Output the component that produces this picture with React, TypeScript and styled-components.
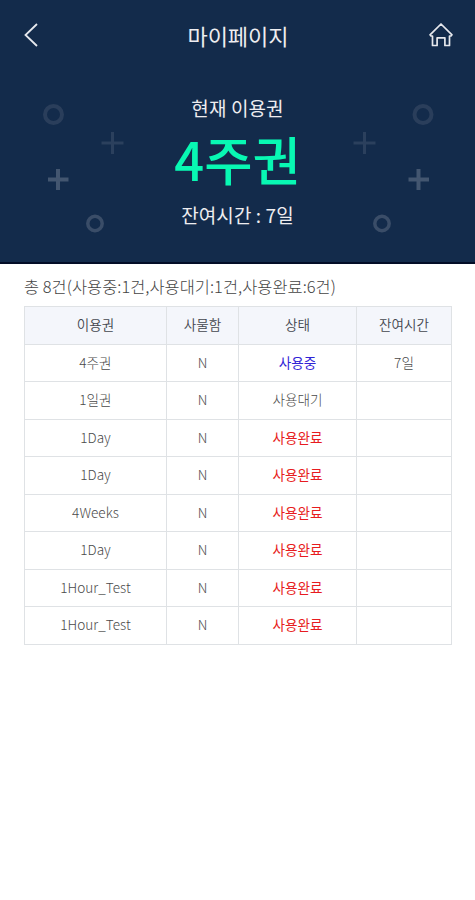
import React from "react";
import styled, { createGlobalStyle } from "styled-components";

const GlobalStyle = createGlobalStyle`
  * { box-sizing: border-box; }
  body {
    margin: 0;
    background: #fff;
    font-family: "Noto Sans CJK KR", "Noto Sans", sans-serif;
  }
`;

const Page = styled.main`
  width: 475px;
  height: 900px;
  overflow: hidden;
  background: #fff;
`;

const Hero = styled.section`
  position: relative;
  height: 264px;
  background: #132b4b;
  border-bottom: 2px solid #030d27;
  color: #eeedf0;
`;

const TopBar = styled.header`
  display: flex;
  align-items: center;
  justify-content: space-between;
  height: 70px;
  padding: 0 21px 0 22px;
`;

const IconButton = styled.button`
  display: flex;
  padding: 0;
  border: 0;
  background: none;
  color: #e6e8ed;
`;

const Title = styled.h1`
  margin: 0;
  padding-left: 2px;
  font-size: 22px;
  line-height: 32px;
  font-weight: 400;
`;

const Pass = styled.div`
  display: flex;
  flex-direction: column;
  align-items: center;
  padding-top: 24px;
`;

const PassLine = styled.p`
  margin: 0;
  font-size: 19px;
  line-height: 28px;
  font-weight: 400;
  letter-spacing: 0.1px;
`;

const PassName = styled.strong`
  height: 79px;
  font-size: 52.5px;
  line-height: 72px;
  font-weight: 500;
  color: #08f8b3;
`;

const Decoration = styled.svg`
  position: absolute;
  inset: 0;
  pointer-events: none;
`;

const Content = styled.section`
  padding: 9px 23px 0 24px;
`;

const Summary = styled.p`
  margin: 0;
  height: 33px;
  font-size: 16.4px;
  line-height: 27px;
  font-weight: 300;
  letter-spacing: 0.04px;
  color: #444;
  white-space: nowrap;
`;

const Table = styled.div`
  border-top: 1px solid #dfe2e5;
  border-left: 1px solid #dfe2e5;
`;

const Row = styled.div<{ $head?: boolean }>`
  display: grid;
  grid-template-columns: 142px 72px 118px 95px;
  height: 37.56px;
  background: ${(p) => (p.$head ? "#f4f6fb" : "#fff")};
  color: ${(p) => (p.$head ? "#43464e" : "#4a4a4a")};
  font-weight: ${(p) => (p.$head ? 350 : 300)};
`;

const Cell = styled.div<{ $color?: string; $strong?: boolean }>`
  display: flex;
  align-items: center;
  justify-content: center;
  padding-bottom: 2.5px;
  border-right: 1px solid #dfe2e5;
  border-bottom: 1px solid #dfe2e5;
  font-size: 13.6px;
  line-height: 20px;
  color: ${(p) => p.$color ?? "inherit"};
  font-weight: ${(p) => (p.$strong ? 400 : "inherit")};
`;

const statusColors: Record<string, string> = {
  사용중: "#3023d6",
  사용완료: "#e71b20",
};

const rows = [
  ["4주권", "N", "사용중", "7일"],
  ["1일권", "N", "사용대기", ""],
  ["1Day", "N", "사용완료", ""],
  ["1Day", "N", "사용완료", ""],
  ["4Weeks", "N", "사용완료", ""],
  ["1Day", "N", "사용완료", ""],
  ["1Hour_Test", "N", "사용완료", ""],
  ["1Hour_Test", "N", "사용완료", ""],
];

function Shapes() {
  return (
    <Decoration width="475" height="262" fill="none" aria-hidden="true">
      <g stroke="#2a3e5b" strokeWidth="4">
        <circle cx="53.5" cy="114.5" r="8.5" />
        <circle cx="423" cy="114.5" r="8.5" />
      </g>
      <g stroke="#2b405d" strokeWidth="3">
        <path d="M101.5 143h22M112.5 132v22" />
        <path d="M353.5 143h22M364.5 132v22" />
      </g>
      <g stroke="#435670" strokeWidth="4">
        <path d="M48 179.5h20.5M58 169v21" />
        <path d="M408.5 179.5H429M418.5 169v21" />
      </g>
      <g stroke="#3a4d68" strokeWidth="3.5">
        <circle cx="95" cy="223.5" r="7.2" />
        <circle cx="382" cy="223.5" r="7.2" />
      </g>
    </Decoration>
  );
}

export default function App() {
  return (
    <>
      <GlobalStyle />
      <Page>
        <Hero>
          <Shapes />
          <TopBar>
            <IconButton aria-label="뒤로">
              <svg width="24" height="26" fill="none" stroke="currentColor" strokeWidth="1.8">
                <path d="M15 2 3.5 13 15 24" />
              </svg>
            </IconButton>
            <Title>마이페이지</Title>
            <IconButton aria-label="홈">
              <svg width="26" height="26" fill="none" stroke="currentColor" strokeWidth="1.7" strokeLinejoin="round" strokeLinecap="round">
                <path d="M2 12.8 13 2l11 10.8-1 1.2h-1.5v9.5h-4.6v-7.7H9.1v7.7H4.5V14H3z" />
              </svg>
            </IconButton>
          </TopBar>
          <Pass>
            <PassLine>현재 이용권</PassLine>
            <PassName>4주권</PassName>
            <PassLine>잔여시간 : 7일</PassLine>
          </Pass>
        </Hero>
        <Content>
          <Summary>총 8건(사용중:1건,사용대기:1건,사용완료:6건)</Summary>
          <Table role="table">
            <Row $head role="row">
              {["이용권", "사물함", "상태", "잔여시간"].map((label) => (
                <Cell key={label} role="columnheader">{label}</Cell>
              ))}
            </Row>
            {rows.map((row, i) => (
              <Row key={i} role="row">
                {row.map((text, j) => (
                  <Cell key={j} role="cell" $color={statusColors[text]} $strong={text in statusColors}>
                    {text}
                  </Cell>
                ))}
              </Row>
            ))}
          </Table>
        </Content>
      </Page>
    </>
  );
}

- PROBLEM -
Write the listing above out again exactly, dropping each image.

- SOLUTION TO THIS TASK -
Output the component that produces this picture with React, TypeScript and styled-components.
import React from "react";
import styled, { createGlobalStyle } from "styled-components";

const GlobalStyle = createGlobalStyle`
  * { box-sizing: border-box; }
  body {
    margin: 0;
    background: #fff;
    font-family: "Noto Sans CJK KR", "Noto Sans", sans-serif;
  }
`;

const Page = styled.main`
  width: 475px;
  height: 900px;
  overflow: hidden;
  background: #fff;
`;

const Hero = styled.section`
  position: relative;
  height: 264px;
  background: #132b4b;
  border-bottom: 2px solid #030d27;
  color: #eeedf0;
`;

const TopBar = styled.header`
  display: flex;
  align-items: center;
  justify-content: space-between;
  height: 70px;
  padding: 0 21px 0 22px;
`;

const IconButton = styled.button`
  display: flex;
  padding: 0;
  border: 0;
  background: none;
  color: #e6e8ed;
`;

const Title = styled.h1`
  margin: 0;
  padding-left: 2px;
  font-size: 22px;
  line-height: 32px;
  font-weight: 400;
`;

const Pass = styled.div`
  display: flex;
  flex-direction: column;
  align-items: center;
  padding-top: 24px;
`;

const PassLine = styled.p`
  margin: 0;
  font-size: 19px;
  line-height: 28px;
  font-weight: 400;
  letter-spacing: 0.1px;
`;

const PassName = styled.strong`
  height: 79px;
  font-size: 52.5px;
  line-height: 72px;
  font-weight: 500;
  color: #08f8b3;
`;

const Decoration = styled.svg`
  position: absolute;
  inset: 0;
  pointer-events: none;
`;

const Content = styled.section`
  padding: 9px 23px 0 24px;
`;

const Summary = styled.p`
  margin: 0;
  height: 33px;
  font-size: 16.4px;
  line-height: 27px;
  font-weight: 300;
  letter-spacing: 0.04px;
  color: #444;
  white-space: nowrap;
`;

const Table = styled.div`
  border-top: 1px solid #dfe2e5;
  border-left: 1px solid #dfe2e5;
`;

const Row = styled.div<{ $head?: boolean }>`
  display: grid;
  grid-template-columns: 142px 72px 118px 95px;
  height: 37.56px;
  background: ${(p) => (p.$head ? "#f4f6fb" : "#fff")};
  color: ${(p) => (p.$head ? "#43464e" : "#4a4a4a")};
  font-weight: ${(p) => (p.$head ? 350 : 300)};
`;

const Cell = styled.div<{ $color?: string; $strong?: boolean }>`
  display: flex;
  align-items: center;
  justify-content: center;
  padding-bottom: 2.5px;
  border-right: 1px solid #dfe2e5;
  border-bottom: 1px solid #dfe2e5;
  font-size: 13.6px;
  line-height: 20px;
  color: ${(p) => p.$color ?? "inherit"};
  font-weight: ${(p) => (p.$strong ? 400 : "inherit")};
`;

const statusColors: Record<string, string> = {
  사용중: "#3023d6",
  사용완료: "#e71b20",
};

const rows = [
  ["4주권", "N", "사용중", "7일"],
  ["1일권", "N", "사용대기", ""],
  ["1Day", "N", "사용완료", ""],
  ["1Day", "N", "사용완료", ""],
  ["4Weeks", "N", "사용완료", ""],
  ["1Day", "N", "사용완료", ""],
  ["1Hour_Test", "N", "사용완료", ""],
  ["1Hour_Test", "N", "사용완료", ""],
];

function Shapes() {
  return (
    <Decoration width="475" height="262" fill="none" aria-hidden="true">
      <g stroke="#2a3e5b" strokeWidth="4">
        <circle cx="53.5" cy="114.5" r="8.5" />
        <circle cx="423" cy="114.5" r="8.5" />
      </g>
      <g stroke="#2b405d" strokeWidth="3">
        <path d="M101.5 143h22M112.5 132v22" />
        <path d="M353.5 143h22M364.5 132v22" />
      </g>
      <g stroke="#435670" strokeWidth="4">
        <path d="M48 179.5h20.5M58 169v21" />
        <path d="M408.5 179.5H429M418.5 169v21" />
      </g>
      <g stroke="#3a4d68" strokeWidth="3.5">
        <circle cx="95" cy="223.5" r="7.2" />
        <circle cx="382" cy="223.5" r="7.2" />
      </g>
    </Decoration>
  );
}

export default function App() {
  return (
    <>
      <GlobalStyle />
      <Page>
        <Hero>
          <Shapes />
          <TopBar>
            <IconButton aria-label="뒤로">
              <svg width="24" height="26" fill="none" stroke="currentColor" strokeWidth="1.8">
                <path d="M15 2 3.5 13 15 24" />
              </svg>
            </IconButton>
            <Title>마이페이지</Title>
            <IconButton aria-label="홈">
              <svg width="26" height="26" fill="none" stroke="currentColor" strokeWidth="1.7" strokeLinejoin="round" strokeLinecap="round">
                <path d="M2 12.8 13 2l11 10.8-1 1.2h-1.5v9.5h-4.6v-7.7H9.1v7.7H4.5V14H3z" />
              </svg>
            </IconButton>
          </TopBar>
          <Pass>
            <PassLine>현재 이용권</PassLine>
            <PassName>4주권</PassName>
            <PassLine>잔여시간 : 7일</PassLine>
          </Pass>
        </Hero>
        <Content>
          <Summary>총 8건(사용중:1건,사용대기:1건,사용완료:6건)</Summary>
          <Table role="table">
            <Row $head role="row">
              {["이용권", "사물함", "상태", "잔여시간"].map((label) => (
                <Cell key={label} role="columnheader">{label}</Cell>
              ))}
            </Row>
            {rows.map((row, i) => (
              <Row key={i} role="row">
                {row.map((text, j) => (
                  <Cell key={j} role="cell" $color={statusColors[text]} $strong={text in statusColors}>
                    {text}
                  </Cell>
                ))}
              </Row>
            ))}
          </Table>
        </Content>
      </Page>
    </>
  );
}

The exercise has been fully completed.